Copy each line of the entries that contains the word "index".

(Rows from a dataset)
-----

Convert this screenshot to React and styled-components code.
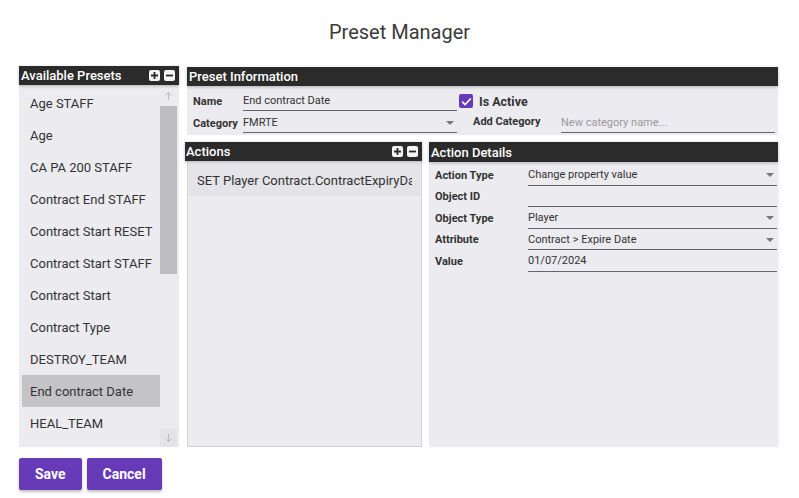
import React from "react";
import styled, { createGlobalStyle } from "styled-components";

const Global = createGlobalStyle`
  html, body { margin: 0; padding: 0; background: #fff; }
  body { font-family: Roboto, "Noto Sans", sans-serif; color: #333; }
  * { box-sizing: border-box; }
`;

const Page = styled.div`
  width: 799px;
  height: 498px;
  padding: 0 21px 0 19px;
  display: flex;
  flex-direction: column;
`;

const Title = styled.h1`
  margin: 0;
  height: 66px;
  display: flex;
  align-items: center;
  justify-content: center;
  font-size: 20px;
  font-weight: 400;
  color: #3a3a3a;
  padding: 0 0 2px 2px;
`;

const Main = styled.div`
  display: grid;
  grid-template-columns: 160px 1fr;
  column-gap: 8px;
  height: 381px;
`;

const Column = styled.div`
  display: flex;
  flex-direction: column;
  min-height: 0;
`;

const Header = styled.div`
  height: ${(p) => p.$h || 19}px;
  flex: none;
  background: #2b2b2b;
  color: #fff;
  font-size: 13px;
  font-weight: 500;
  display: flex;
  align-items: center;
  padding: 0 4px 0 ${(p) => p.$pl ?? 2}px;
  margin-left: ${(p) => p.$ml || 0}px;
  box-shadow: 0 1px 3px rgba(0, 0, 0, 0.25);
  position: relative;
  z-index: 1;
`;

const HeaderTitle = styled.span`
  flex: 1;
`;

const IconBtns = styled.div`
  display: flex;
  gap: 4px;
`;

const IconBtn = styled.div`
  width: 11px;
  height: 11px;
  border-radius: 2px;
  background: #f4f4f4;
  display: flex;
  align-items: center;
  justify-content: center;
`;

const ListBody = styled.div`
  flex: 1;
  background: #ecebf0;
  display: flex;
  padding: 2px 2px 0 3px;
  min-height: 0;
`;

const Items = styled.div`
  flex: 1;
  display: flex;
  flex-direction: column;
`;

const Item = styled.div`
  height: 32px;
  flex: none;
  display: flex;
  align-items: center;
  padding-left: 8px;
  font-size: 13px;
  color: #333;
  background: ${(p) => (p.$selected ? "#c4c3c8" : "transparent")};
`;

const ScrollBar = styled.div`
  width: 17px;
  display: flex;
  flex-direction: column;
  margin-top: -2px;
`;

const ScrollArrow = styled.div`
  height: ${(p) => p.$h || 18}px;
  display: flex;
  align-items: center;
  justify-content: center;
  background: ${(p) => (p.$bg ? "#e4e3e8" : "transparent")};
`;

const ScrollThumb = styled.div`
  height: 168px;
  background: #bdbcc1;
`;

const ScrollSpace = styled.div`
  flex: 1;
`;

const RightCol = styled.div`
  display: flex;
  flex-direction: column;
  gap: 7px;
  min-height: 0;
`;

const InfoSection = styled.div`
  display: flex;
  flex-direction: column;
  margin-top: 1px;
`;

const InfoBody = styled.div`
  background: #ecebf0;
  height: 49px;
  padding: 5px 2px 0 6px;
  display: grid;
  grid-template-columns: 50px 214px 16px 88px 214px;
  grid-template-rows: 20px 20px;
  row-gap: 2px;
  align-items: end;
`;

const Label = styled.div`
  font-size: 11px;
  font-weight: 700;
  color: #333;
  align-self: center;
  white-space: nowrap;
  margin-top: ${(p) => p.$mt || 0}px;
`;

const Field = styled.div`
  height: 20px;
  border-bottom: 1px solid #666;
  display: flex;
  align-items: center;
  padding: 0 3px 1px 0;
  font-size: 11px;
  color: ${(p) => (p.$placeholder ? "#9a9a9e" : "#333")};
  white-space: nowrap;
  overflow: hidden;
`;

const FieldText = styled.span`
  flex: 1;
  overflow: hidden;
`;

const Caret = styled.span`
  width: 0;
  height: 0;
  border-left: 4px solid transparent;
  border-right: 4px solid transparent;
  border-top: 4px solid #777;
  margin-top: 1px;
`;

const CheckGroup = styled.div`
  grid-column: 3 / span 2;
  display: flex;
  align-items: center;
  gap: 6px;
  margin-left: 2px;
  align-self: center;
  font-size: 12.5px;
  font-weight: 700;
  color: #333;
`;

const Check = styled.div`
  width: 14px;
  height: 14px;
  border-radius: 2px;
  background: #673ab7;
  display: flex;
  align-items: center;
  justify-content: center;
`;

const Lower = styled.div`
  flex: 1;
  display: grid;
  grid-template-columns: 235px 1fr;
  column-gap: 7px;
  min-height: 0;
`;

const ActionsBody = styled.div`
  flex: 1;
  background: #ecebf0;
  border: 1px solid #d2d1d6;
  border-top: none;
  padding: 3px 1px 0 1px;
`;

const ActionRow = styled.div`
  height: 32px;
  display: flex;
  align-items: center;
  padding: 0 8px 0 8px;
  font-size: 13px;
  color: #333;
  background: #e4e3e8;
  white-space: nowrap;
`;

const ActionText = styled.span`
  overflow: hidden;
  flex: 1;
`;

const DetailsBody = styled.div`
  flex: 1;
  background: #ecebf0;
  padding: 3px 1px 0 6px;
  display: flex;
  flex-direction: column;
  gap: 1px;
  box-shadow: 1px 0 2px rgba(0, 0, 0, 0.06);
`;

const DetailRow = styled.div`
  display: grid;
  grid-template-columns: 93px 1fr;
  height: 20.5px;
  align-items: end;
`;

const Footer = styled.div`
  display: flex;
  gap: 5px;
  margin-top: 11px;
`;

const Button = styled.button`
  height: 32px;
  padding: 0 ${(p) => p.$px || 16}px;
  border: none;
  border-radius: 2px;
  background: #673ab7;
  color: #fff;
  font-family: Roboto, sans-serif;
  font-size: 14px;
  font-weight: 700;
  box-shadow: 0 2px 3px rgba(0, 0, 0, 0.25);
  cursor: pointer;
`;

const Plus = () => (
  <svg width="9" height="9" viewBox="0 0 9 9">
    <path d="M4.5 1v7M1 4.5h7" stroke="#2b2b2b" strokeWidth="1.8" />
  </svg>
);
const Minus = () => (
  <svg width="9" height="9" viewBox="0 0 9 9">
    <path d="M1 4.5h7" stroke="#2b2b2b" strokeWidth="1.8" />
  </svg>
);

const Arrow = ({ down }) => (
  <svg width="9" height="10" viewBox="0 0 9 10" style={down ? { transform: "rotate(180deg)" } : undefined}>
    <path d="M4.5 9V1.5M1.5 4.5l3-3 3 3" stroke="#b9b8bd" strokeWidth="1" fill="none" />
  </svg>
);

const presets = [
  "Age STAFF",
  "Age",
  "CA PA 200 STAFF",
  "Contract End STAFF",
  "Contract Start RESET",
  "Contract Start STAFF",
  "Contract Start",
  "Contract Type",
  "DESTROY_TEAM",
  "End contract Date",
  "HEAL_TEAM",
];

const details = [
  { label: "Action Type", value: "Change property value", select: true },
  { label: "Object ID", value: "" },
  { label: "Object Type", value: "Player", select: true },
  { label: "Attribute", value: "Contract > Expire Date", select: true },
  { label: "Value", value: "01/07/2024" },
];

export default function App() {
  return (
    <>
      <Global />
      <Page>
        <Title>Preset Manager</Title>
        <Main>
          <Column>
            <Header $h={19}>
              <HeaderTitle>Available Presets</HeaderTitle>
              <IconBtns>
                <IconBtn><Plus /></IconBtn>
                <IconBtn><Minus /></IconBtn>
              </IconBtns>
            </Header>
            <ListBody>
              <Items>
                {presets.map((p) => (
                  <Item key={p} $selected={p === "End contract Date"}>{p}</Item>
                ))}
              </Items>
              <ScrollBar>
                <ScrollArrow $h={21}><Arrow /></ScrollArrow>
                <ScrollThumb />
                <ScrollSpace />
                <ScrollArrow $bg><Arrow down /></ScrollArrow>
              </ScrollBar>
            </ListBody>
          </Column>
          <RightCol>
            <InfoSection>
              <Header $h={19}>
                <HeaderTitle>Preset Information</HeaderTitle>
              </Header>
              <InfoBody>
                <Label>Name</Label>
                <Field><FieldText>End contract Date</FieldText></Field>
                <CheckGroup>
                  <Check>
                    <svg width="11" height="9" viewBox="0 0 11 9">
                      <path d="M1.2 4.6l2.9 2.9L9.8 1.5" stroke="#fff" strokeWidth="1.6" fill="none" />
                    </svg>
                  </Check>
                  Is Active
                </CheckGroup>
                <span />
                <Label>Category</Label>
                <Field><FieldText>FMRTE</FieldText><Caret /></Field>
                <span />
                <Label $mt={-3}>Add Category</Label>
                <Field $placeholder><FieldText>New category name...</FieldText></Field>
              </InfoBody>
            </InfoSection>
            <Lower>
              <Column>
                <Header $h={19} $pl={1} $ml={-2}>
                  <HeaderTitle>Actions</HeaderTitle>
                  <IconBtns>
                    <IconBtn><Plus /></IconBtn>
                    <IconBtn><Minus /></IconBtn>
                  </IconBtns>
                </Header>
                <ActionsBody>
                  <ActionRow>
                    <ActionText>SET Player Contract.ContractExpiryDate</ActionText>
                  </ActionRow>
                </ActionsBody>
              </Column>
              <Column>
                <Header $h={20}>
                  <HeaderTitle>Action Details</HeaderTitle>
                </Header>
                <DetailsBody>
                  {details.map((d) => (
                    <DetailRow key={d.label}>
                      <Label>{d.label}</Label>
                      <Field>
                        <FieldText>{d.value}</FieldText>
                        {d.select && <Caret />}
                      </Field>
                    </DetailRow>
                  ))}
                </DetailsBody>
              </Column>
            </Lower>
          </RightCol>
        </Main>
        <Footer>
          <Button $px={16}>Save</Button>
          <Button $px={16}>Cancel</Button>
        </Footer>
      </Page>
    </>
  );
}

-----

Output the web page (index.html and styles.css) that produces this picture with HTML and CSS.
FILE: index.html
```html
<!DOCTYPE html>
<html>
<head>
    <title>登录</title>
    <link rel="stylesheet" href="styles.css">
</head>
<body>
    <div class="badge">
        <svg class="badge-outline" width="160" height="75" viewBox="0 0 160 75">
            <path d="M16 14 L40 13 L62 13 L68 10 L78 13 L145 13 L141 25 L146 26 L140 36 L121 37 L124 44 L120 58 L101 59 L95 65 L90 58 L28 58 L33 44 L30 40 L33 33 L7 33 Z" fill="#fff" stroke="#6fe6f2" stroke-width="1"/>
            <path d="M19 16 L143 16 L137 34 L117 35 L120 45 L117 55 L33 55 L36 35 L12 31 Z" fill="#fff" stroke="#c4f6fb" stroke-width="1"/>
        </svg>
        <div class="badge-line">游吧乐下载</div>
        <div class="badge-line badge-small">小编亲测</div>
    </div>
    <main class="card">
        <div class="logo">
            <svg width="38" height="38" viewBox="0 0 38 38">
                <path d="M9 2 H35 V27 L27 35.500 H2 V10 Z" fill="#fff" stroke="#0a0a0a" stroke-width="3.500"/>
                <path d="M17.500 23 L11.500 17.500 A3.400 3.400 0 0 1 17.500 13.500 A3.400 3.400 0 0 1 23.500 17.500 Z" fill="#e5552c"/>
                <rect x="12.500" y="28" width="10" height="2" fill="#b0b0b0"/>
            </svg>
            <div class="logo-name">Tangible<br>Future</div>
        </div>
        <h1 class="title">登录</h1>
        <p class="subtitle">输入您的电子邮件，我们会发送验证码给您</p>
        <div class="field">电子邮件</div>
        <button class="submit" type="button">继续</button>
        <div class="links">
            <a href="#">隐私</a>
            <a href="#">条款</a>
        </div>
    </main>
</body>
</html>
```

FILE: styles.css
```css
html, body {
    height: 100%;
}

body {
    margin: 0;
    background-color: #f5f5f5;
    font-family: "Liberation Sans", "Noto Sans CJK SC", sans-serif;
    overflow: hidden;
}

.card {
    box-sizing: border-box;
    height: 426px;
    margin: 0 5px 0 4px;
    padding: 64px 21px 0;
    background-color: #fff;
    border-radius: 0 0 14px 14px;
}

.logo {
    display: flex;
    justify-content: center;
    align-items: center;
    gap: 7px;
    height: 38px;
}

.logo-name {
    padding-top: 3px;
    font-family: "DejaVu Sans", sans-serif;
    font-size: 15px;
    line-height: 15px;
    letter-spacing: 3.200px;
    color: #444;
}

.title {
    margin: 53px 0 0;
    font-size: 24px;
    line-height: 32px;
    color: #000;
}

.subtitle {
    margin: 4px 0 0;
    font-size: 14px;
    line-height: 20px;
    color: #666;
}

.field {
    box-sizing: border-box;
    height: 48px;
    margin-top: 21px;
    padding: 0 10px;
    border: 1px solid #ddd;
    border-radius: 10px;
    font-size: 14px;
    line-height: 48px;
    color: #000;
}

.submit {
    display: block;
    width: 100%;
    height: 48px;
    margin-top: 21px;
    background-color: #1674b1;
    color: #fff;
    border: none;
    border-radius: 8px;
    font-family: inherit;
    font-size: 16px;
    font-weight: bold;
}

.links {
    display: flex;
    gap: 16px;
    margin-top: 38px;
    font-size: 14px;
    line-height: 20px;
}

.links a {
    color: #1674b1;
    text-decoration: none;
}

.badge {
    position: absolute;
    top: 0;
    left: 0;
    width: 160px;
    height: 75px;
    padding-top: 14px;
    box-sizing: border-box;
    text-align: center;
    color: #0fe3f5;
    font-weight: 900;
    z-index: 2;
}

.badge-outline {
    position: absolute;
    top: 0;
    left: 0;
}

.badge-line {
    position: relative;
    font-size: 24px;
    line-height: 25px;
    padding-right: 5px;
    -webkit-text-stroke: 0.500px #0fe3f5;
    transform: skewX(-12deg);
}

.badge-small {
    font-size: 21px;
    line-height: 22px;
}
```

-----

**Output for this task**.
  z-index: 1;
Output the web page (index.html and styles.css) that produces this picture with HTML and CSS.
FILE: index.html
    z-index: 2;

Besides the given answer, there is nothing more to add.